### WHAT IS NEEDED
Each entry below should be echoed exactly, with pictures omitted.

### RECORD LIST

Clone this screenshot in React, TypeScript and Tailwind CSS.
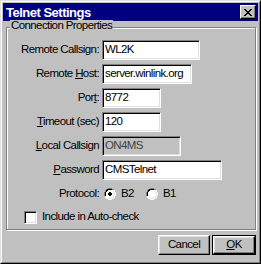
import React from "react";

const font = { fontFamily: '"Liberation Sans", Arial, sans-serif' };
const txt = "text-[11.5px] tracking-[-0.6px] leading-none whitespace-nowrap";

function Field({ value, width, disabled }: { value: string; width: string; disabled?: boolean }) {
  return (
    <div
      className={`h-[20px] ${width} border border-t-[#808080] border-l-[#808080] border-b-white border-r-white shadow-[inset_1px_1px_0_#000,inset_-1px_-1px_0_#dfdfdf] ${disabled ? "bg-[#c0c0c0] text-[#404040]" : "bg-white text-black"} flex items-center pl-[2px] ${txt} overflow-hidden`}
    >
      {value}
    </div>
  );
}

function Row({ label, children }: { label: React.ReactNode; children: React.ReactNode }) {
  return (
    <div className="flex h-[20px] items-center">
      <div className={`w-[95px] shrink-0 text-right pr-[3px] ${txt}`}>{label}</div>
      {children}
    </div>
  );
}

function Radio({ checked }: { checked?: boolean }) {
  return (
    <svg width="12" height="12" viewBox="0 0 12 12" className="shrink-0">
      <path d="M4 0h4v1h2v1h1v2h1v4h-1v2h-1v1h-2v1h-4v-1h-2v-1h-1v-2h-1v-4h1v-2h1v-1h2z" fill="#fff" />
      <path d="M4 0h4v1h2v1h-2v-1h-4v1h-2v2h-1v4h-1v-4h1v-2h1v-1h2z" fill="#808080" />
      <path d="M4 1h4v1h-4v1h-1v1h-1v4h-1v-4h1v-2h1v-1h1z" fill="#000" />
      <path d="M10 2h1v2h1v4h-1v2h-1v1h-2v1h-4v-1h4v-1h2v-2h1v-4h-1z" fill="#fff" />
      <path d="M9 3h1v1h1v4h-1v2h-2v1h-4v-1h4v-1h1v-1h1v-4h-1z" fill="#dfdfdf" />
      {checked && <path d="M5 4h2v1h1v2h-1v1h-2v-1h-1v-2h1z" fill="#000" />}
    </svg>
  );
}

export default function App() {
  return (
    <div className="w-[261px] h-[264px] bg-[#c0c0c0] text-black" style={font}>
      <div className="w-full h-full border border-t-[#dfdfdf] border-l-[#dfdfdf] border-b-black border-r-black">
        <div className="w-full h-full border border-t-white border-l-white border-b-[#808080] border-r-[#808080] p-[1px] flex flex-col">
          {/* Title bar */}
          <div className="h-[18px] shrink-0 bg-[#000080] flex items-center justify-between pl-[3px] pr-[2px]">
            <span className="text-white font-bold text-[13px] tracking-[-0.5px] leading-none whitespace-nowrap">Telnet Settings</span>
            <div className="w-[16px] h-[14px] bg-[#c0c0c0] border border-t-white border-l-white border-b-black border-r-black shadow-[inset_-1px_-1px_0_#808080] flex items-center justify-center">
              <svg width="8" height="7" viewBox="0 0 8 7">
                <path d="M0 0h2v1h1v1h2v-1h1v-1h2v1h-1v1h-1v1h-1v1h1v1h1v1h1v1h-2v-1h-1v-1h-2v1h-1v1h-2v-1h1v-1h1v-1h1v-1h-1v-1h-1v-1h-1z" fill="#000" />
              </svg>
            </div>
          </div>

          {/* Group box */}
          <div className="relative shrink-0 mt-[6px] ml-[3px] mr-[2px] h-[203px] border border-[#808080] shadow-[inset_1px_1px_0_#fff,1px_1px_0_#fff] pt-[12px]">
            <div className={`absolute -top-[8px] left-[3px] bg-[#c0c0c0] px-[1px] ${txt} leading-[15px]`}>Connection Properties</div>
            <div className="flex flex-col gap-[4px]">
              <Row label="Remote Callsign:"><Field value="WL2K" width="w-[98px]" /></Row>
              <Row label={<>Remote <u>H</u>ost:</>}><Field value="server.winlink.org" width="w-[90px]" /></Row>
              <Row label={<>Por<u>t</u>:</>}><Field value="8772" width="w-[59px]" /></Row>
              <Row label={<><u>T</u>imeout (sec)</>}><Field value="120" width="w-[59px]" /></Row>
              <Row label={<><u>L</u>ocal Callsign</>}><Field value="ON4MS" width="w-[79px]" disabled /></Row>
              <Row label={<><u>P</u>assword</>}><Field value="CMSTelnet" width="w-[120px]" /></Row>
              <Row label="Protocol:">
                <div className={`flex items-center pl-[2px] ${txt}`}>
                  <Radio checked />
                  <span className="ml-[5px]">B2</span>
                  <span className="ml-[12px] flex"><Radio /></span>
                  <span className="ml-[5px]">B1</span>
                </div>
              </Row>
              <div className="flex items-center h-[18px] pl-[17px]">
                <div className="w-[13px] h-[13px] bg-white border border-t-[#808080] border-l-[#808080] border-b-white border-r-white shadow-[inset_1px_1px_0_#000,inset_-1px_-1px_0_#dfdfdf]" />
                <span className={`ml-[5px] ${txt}`}>Include in Auto-check</span>
              </div>
            </div>
          </div>

          {/* Buttons */}
          <div className="flex justify-end items-center gap-[2px] mt-[5px] mr-[2px]">
            <button className={`w-[52px] h-[20px] bg-[#c0c0c0] border border-t-white border-l-white border-b-black border-r-black shadow-[inset_-1px_-1px_0_#808080,inset_1px_1px_0_#dfdfdf] ${txt}`}>Cancel</button>
            <div className="border border-black flex">
              <button className={`w-[42px] h-[18px] bg-[#c0c0c0] border border-t-white border-l-white border-b-black border-r-black shadow-[inset_-1px_-1px_0_#808080,inset_1px_1px_0_#dfdfdf] ${txt}`}><u>O</u>K</button>
            </div>
          </div>
        </div>
      </div>
    </div>
  );
}
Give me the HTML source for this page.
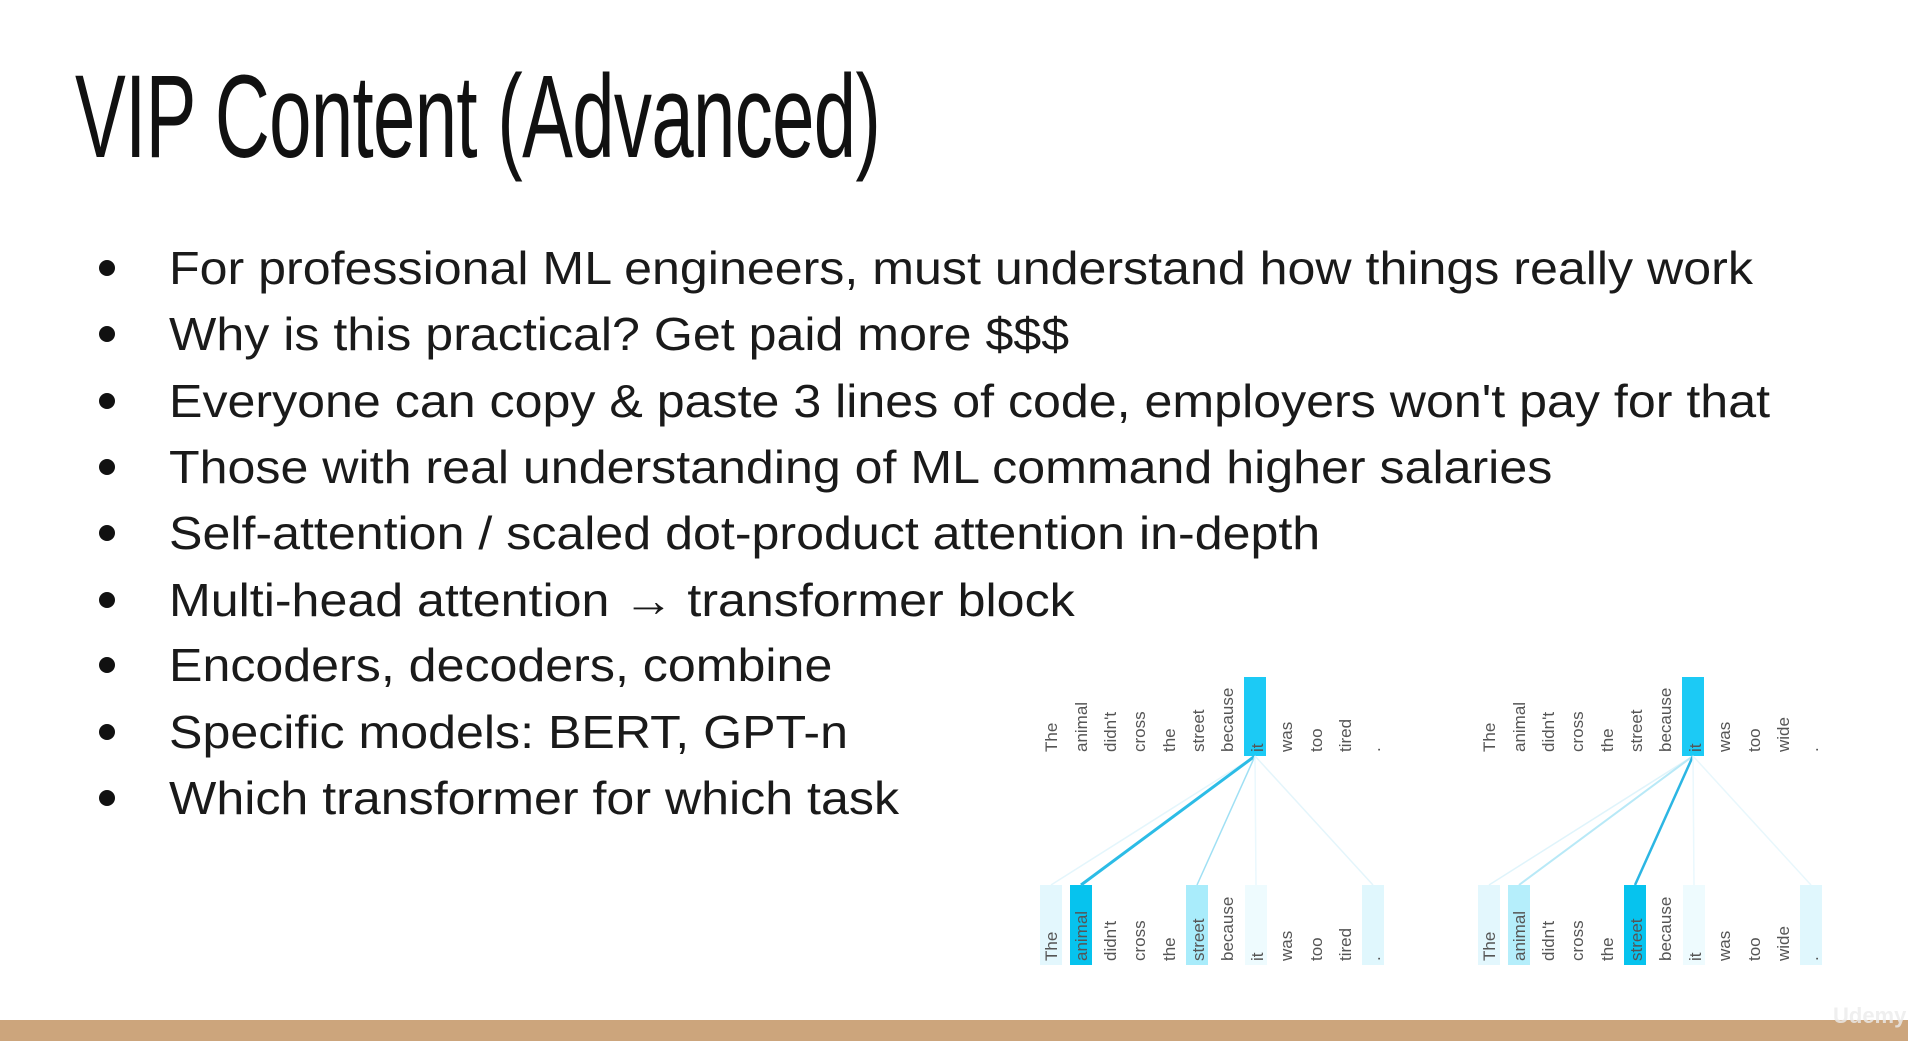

### RESPONSE BELOW
Clone this screenshot in React, TypeScript and Tailwind CSS.
import React from "react";

const font = { fontFamily: '"Liberation Sans", Arial, sans-serif' };
const txt = "text-[11.5px] tracking-[-0.6px] leading-none whitespace-nowrap";

function Field({ value, width, disabled }: { value: string; width: string; disabled?: boolean }) {
  return (
    <div
      className={`h-[20px] ${width} border border-t-[#808080] border-l-[#808080] border-b-white border-r-white shadow-[inset_1px_1px_0_#000,inset_-1px_-1px_0_#dfdfdf] ${disabled ? "bg-[#c0c0c0] text-[#404040]" : "bg-white text-black"} flex items-center pl-[2px] ${txt} overflow-hidden`}
    >
      {value}
    </div>
  );
}

function Row({ label, children }: { label: React.ReactNode; children: React.ReactNode }) {
  return (
    <div className="flex h-[20px] items-center">
      <div className={`w-[95px] shrink-0 text-right pr-[3px] ${txt}`}>{label}</div>
      {children}
    </div>
  );
}

function Radio({ checked }: { checked?: boolean }) {
  return (
    <svg width="12" height="12" viewBox="0 0 12 12" className="shrink-0">
      <path d="M4 0h4v1h2v1h1v2h1v4h-1v2h-1v1h-2v1h-4v-1h-2v-1h-1v-2h-1v-4h1v-2h1v-1h2z" fill="#fff" />
      <path d="M4 0h4v1h2v1h-2v-1h-4v1h-2v2h-1v4h-1v-4h1v-2h1v-1h2z" fill="#808080" />
      <path d="M4 1h4v1h-4v1h-1v1h-1v4h-1v-4h1v-2h1v-1h1z" fill="#000" />
      <path d="M10 2h1v2h1v4h-1v2h-1v1h-2v1h-4v-1h4v-1h2v-2h1v-4h-1z" fill="#fff" />
      <path d="M9 3h1v1h1v4h-1v2h-2v1h-4v-1h4v-1h1v-1h1v-4h-1z" fill="#dfdfdf" />
      {checked && <path d="M5 4h2v1h1v2h-1v1h-2v-1h-1v-2h1z" fill="#000" />}
    </svg>
  );
}

export default function App() {
  return (
    <div className="w-[261px] h-[264px] bg-[#c0c0c0] text-black" style={font}>
      <div className="w-full h-full border border-t-[#dfdfdf] border-l-[#dfdfdf] border-b-black border-r-black">
        <div className="w-full h-full border border-t-white border-l-white border-b-[#808080] border-r-[#808080] p-[1px] flex flex-col">
          {/* Title bar */}
          <div className="h-[18px] shrink-0 bg-[#000080] flex items-center justify-between pl-[3px] pr-[2px]">
            <span className="text-white font-bold text-[13px] tracking-[-0.5px] leading-none whitespace-nowrap">Telnet Settings</span>
            <div className="w-[16px] h-[14px] bg-[#c0c0c0] border border-t-white border-l-white border-b-black border-r-black shadow-[inset_-1px_-1px_0_#808080] flex items-center justify-center">
              <svg width="8" height="7" viewBox="0 0 8 7">
                <path d="M0 0h2v1h1v1h2v-1h1v-1h2v1h-1v1h-1v1h-1v1h1v1h1v1h1v1h-2v-1h-1v-1h-2v1h-1v1h-2v-1h1v-1h1v-1h1v-1h-1v-1h-1v-1h-1z" fill="#000" />
              </svg>
            </div>
          </div>

          {/* Group box */}
          <div className="relative shrink-0 mt-[6px] ml-[3px] mr-[2px] h-[203px] border border-[#808080] shadow-[inset_1px_1px_0_#fff,1px_1px_0_#fff] pt-[12px]">
            <div className={`absolute -top-[8px] left-[3px] bg-[#c0c0c0] px-[1px] ${txt} leading-[15px]`}>Connection Properties</div>
            <div className="flex flex-col gap-[4px]">
              <Row label="Remote Callsign:"><Field value="WL2K" width="w-[98px]" /></Row>
              <Row label={<>Remote <u>H</u>ost:</>}><Field value="server.winlink.org" width="w-[90px]" /></Row>
              <Row label={<>Por<u>t</u>:</>}><Field value="8772" width="w-[59px]" /></Row>
              <Row label={<><u>T</u>imeout (sec)</>}><Field value="120" width="w-[59px]" /></Row>
              <Row label={<><u>L</u>ocal Callsign</>}><Field value="ON4MS" width="w-[79px]" disabled /></Row>
              <Row label={<><u>P</u>assword</>}><Field value="CMSTelnet" width="w-[120px]" /></Row>
              <Row label="Protocol:">
                <div className={`flex items-center pl-[2px] ${txt}`}>
                  <Radio checked />
                  <span className="ml-[5px]">B2</span>
                  <span className="ml-[12px] flex"><Radio /></span>
                  <span className="ml-[5px]">B1</span>
                </div>
              </Row>
              <div className="flex items-center h-[18px] pl-[17px]">
                <div className="w-[13px] h-[13px] bg-white border border-t-[#808080] border-l-[#808080] border-b-white border-r-white shadow-[inset_1px_1px_0_#000,inset_-1px_-1px_0_#dfdfdf]" />
                <span className={`ml-[5px] ${txt}`}>Include in Auto-check</span>
              </div>
            </div>
          </div>

          {/* Buttons */}
          <div className="flex justify-end items-center gap-[2px] mt-[5px] mr-[2px]">
            <button className={`w-[52px] h-[20px] bg-[#c0c0c0] border border-t-white border-l-white border-b-black border-r-black shadow-[inset_-1px_-1px_0_#808080,inset_1px_1px_0_#dfdfdf] ${txt}`}>Cancel</button>
            <div className="border border-black flex">
              <button className={`w-[42px] h-[18px] bg-[#c0c0c0] border border-t-white border-l-white border-b-black border-r-black shadow-[inset_-1px_-1px_0_#808080,inset_1px_1px_0_#dfdfdf] ${txt}`}><u>O</u>K</button>
            </div>
          </div>
        </div>
      </div>
    </div>
  );
}
Give me the HTML source for this page.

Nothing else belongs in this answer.